Катарина никому не откажет. Ни одному. Ее возлюбленный пришел. Это он всегда выбирал время и место. Она же выбирала души и дары. Он был старым и злым богом, ее Араам. Он был тем, кого она любила за боль и страдания. И с его легкой руки Катарина пройдет по этой планете летящей поступью. Она найдет наказание подходящее каждому. Она увидит каждое уродство. Она увидит, за что каждый из них заслуживает частичку ее боли. Она разделит ее с каждым. За время, проведенное на этой планете, Катарина стала богиней страдания. Она несла свой дар каждому. И избавить от ее дара могла только смерть. Каждый из них сегодня будет молить. Молить не о пощаде, но о смерти.

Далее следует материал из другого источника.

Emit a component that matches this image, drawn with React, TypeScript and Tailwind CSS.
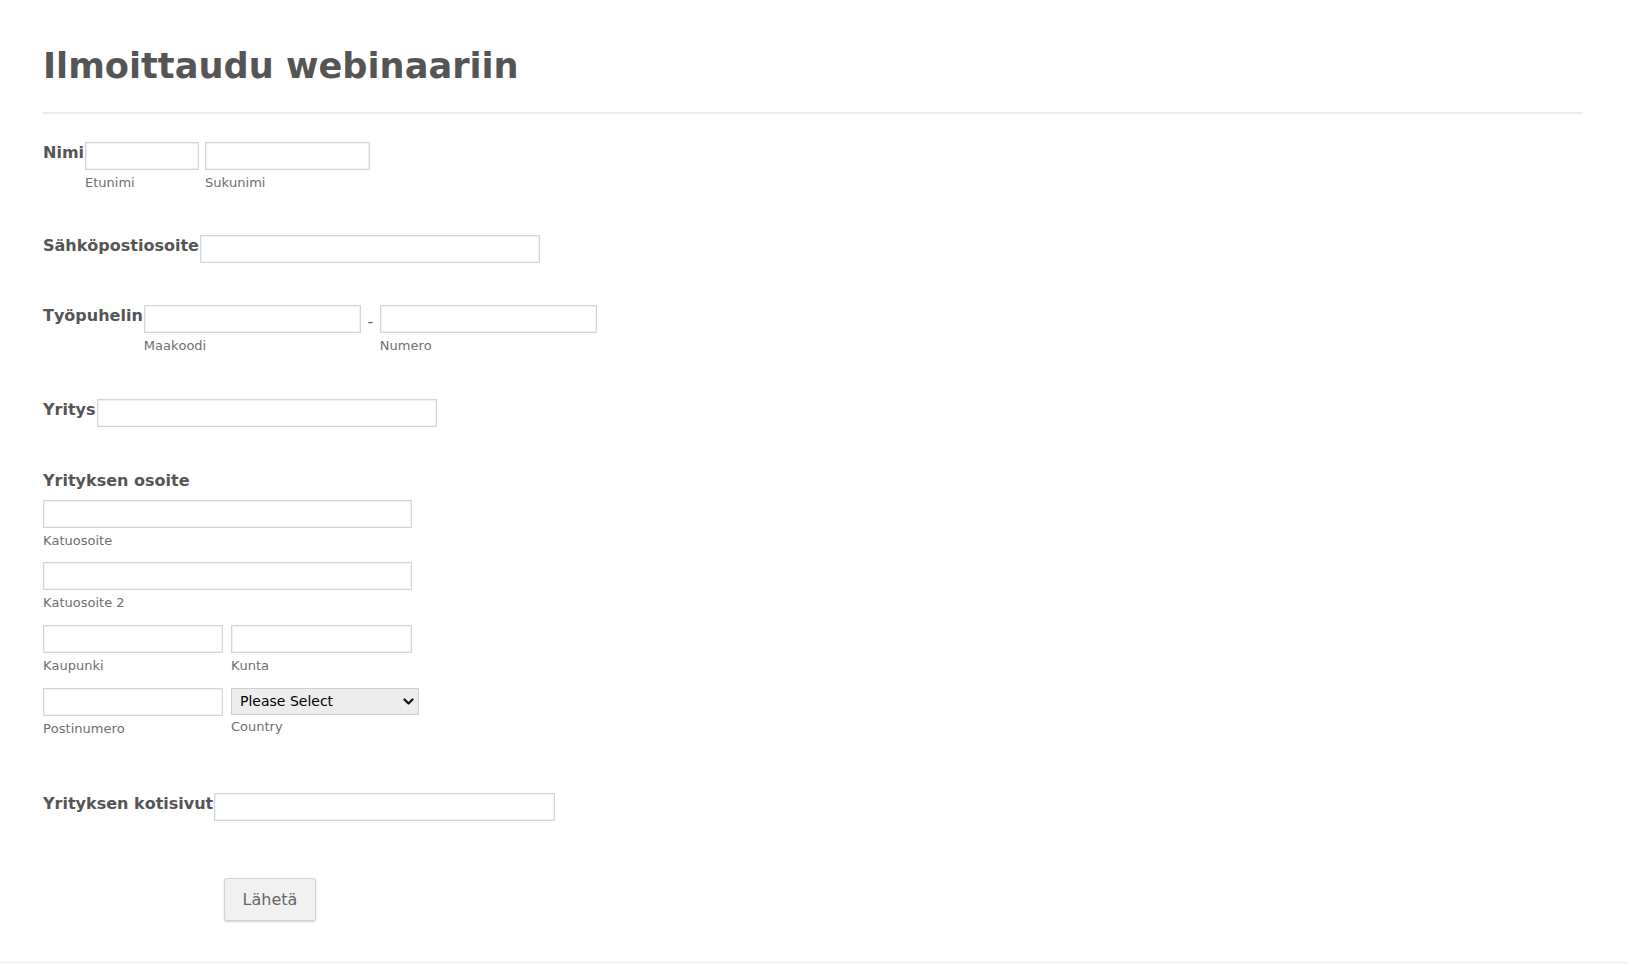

Эта арена страданий человеческих − всего лишь маленький кусочек царства Араама. Тот дом, который добрая жена может предложить своему возлюбленному на этой земле. Лишь маленький кусочек того ада, что является его домом там. Она еще раз окинула взглядом опустевший зал. Гора человеческих тел и скорченные конечности. Лица полные ужаса. Глаза, залитые кровью, не успели еще остекленеть. Остывающие тела здесь, а холодные устрашенные души, голые и неприкрытые, стоят там. Они избежали этого мира, но смерть − это не конец. Души замерли в трепетном ожидании. Катарина раскрыла им секрет. Теперь они знают, чего ждут. Им предстоит взойти, лишь для того, чтобы долго и мучительно падать.
Катарина обернулась. В первом ряду сидит молодой человек. Катарина не видит его лица. Она знает, что он прекрасен, но... его глаза больше не наполняет надежда. Кровавые слезы бегут по бледным щекам. Он молодой бог. Что может он противопоставить божеству столь беспощадному, как Араам. Свою любовь? Прощение? Катарине не нужна его любовь, как не нужно и его прощение.
Актриса вздохнула и, улыбаясь воцарившейся в зале тишине, пошла к выходу.